→ **SUPPLIED INFORMATION**
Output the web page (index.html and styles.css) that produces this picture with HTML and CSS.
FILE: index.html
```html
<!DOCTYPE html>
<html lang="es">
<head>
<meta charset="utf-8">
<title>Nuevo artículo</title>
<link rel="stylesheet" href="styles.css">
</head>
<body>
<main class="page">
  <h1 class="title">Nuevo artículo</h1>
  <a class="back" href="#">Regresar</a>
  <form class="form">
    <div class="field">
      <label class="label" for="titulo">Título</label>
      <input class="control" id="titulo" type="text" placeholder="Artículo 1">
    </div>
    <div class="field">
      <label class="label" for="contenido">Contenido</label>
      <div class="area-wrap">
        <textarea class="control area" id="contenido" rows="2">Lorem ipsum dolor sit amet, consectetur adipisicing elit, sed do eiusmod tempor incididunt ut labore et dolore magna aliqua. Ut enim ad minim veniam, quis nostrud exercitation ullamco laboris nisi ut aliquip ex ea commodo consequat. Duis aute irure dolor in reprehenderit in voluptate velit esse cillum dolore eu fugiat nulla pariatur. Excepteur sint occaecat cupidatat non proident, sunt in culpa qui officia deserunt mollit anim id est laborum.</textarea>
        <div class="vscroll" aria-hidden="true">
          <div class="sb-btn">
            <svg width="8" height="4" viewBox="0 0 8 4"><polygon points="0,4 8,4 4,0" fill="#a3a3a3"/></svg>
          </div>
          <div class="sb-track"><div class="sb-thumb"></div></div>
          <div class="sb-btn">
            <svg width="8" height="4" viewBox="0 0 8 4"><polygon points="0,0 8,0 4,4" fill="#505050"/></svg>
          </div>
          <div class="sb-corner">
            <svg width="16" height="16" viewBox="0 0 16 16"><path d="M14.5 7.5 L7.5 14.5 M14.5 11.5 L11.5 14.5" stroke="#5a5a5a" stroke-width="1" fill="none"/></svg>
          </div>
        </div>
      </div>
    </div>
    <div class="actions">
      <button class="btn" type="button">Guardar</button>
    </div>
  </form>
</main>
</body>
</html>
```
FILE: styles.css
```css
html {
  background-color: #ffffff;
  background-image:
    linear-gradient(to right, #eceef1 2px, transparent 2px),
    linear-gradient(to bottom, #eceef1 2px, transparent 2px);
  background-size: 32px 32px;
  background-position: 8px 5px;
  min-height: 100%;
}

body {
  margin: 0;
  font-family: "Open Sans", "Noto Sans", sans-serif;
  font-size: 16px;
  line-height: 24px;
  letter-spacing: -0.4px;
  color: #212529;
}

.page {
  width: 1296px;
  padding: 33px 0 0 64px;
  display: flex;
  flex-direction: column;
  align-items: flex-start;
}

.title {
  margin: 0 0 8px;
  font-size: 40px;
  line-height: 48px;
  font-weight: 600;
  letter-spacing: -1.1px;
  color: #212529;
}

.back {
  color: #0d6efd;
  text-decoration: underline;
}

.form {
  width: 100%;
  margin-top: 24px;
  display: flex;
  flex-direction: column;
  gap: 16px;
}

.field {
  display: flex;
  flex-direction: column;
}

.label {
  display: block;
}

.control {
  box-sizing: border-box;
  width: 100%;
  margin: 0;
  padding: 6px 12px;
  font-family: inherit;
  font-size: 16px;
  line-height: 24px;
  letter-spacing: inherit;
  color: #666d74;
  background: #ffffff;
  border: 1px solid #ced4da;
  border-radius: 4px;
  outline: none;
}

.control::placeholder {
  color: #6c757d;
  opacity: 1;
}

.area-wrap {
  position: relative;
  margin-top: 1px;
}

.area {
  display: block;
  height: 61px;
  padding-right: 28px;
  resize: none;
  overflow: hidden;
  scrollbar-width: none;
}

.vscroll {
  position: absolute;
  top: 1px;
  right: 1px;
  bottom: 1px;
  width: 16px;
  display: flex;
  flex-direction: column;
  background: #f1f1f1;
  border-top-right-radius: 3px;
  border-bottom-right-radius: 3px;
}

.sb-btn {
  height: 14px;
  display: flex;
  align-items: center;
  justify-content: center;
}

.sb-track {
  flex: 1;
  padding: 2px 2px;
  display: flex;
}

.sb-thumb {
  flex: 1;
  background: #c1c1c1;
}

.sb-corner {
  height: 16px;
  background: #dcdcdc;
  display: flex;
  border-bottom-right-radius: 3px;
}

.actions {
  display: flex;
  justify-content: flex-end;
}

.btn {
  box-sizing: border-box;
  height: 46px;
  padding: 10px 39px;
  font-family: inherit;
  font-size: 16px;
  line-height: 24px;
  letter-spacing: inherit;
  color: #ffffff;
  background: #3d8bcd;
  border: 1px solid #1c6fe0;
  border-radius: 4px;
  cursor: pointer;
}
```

→ **SHORT PROBLEM**
Write the material out again word for word.

→ **TASK RESULT**
Output the web page (index.html and styles.css) that produces this picture with HTML and CSS.
FILE: index.html
```html
<!DOCTYPE html>
<html lang="es">
<head>
<meta charset="utf-8">
<title>Nuevo artículo</title>
<link rel="stylesheet" href="styles.css">
</head>
<body>
<main class="page">
  <h1 class="title">Nuevo artículo</h1>
  <a class="back" href="#">Regresar</a>
  <form class="form">
    <div class="field">
      <label class="label" for="titulo">Título</label>
      <input class="control" id="titulo" type="text" placeholder="Artículo 1">
    </div>
    <div class="field">
      <label class="label" for="contenido">Contenido</label>
      <div class="area-wrap">
        <textarea class="control area" id="contenido" rows="2">Lorem ipsum dolor sit amet, consectetur adipisicing elit, sed do eiusmod tempor incididunt ut labore et dolore magna aliqua. Ut enim ad minim veniam, quis nostrud exercitation ullamco laboris nisi ut aliquip ex ea commodo consequat. Duis aute irure dolor in reprehenderit in voluptate velit esse cillum dolore eu fugiat nulla pariatur. Excepteur sint occaecat cupidatat non proident, sunt in culpa qui officia deserunt mollit anim id est laborum.</textarea>
        <div class="vscroll" aria-hidden="true">
          <div class="sb-btn">
            <svg width="8" height="4" viewBox="0 0 8 4"><polygon points="0,4 8,4 4,0" fill="#a3a3a3"/></svg>
          </div>
          <div class="sb-track"><div class="sb-thumb"></div></div>
          <div class="sb-btn">
            <svg width="8" height="4" viewBox="0 0 8 4"><polygon points="0,0 8,0 4,4" fill="#505050"/></svg>
          </div>
          <div class="sb-corner">
            <svg width="16" height="16" viewBox="0 0 16 16"><path d="M14.5 7.5 L7.5 14.5 M14.5 11.5 L11.5 14.5" stroke="#5a5a5a" stroke-width="1" fill="none"/></svg>
          </div>
        </div>
      </div>
    </div>
    <div class="actions">
      <button class="btn" type="button">Guardar</button>
    </div>
  </form>
</main>
</body>
</html>
```
FILE: styles.css
```css
html {
  background-color: #ffffff;
  background-image:
    linear-gradient(to right, #eceef1 2px, transparent 2px),
    linear-gradient(to bottom, #eceef1 2px, transparent 2px);
  background-size: 32px 32px;
  background-position: 8px 5px;
  min-height: 100%;
}

body {
  margin: 0;
  font-family: "Open Sans", "Noto Sans", sans-serif;
  font-size: 16px;
  line-height: 24px;
  letter-spacing: -0.4px;
  color: #212529;
}

.page {
  width: 1296px;
  padding: 33px 0 0 64px;
  display: flex;
  flex-direction: column;
  align-items: flex-start;
}

.title {
  margin: 0 0 8px;
  font-size: 40px;
  line-height: 48px;
  font-weight: 600;
  letter-spacing: -1.1px;
  color: #212529;
}

.back {
  color: #0d6efd;
  text-decoration: underline;
}

.form {
  width: 100%;
  margin-top: 24px;
  display: flex;
  flex-direction: column;
  gap: 16px;
}

.field {
  display: flex;
  flex-direction: column;
}

.label {
  display: block;
}

.control {
  box-sizing: border-box;
  width: 100%;
  margin: 0;
  padding: 6px 12px;
  font-family: inherit;
  font-size: 16px;
  line-height: 24px;
  letter-spacing: inherit;
  color: #666d74;
  background: #ffffff;
  border: 1px solid #ced4da;
  border-radius: 4px;
  outline: none;
}

.control::placeholder {
  color: #6c757d;
  opacity: 1;
}

.area-wrap {
  position: relative;
  margin-top: 1px;
}

.area {
  display: block;
  height: 61px;
  padding-right: 28px;
  resize: none;
  overflow: hidden;
  scrollbar-width: none;
}

.vscroll {
  position: absolute;
  top: 1px;
  right: 1px;
  bottom: 1px;
  width: 16px;
  display: flex;
  flex-direction: column;
  background: #f1f1f1;
  border-top-right-radius: 3px;
  border-bottom-right-radius: 3px;
}

.sb-btn {
  height: 14px;
  display: flex;
  align-items: center;
  justify-content: center;
}

.sb-track {
  flex: 1;
  padding: 2px 2px;
  display: flex;
}

.sb-thumb {
  flex: 1;
  background: #c1c1c1;
}

.sb-corner {
  height: 16px;
  background: #dcdcdc;
  display: flex;
  border-bottom-right-radius: 3px;
}

.actions {
  display: flex;
  justify-content: flex-end;
}

.btn {
  box-sizing: border-box;
  height: 46px;
  padding: 10px 39px;
  font-family: inherit;
  font-size: 16px;
  line-height: 24px;
  letter-spacing: inherit;
  color: #ffffff;
  background: #3d8bcd;
  border: 1px solid #1c6fe0;
  border-radius: 4px;
  cursor: pointer;
}
```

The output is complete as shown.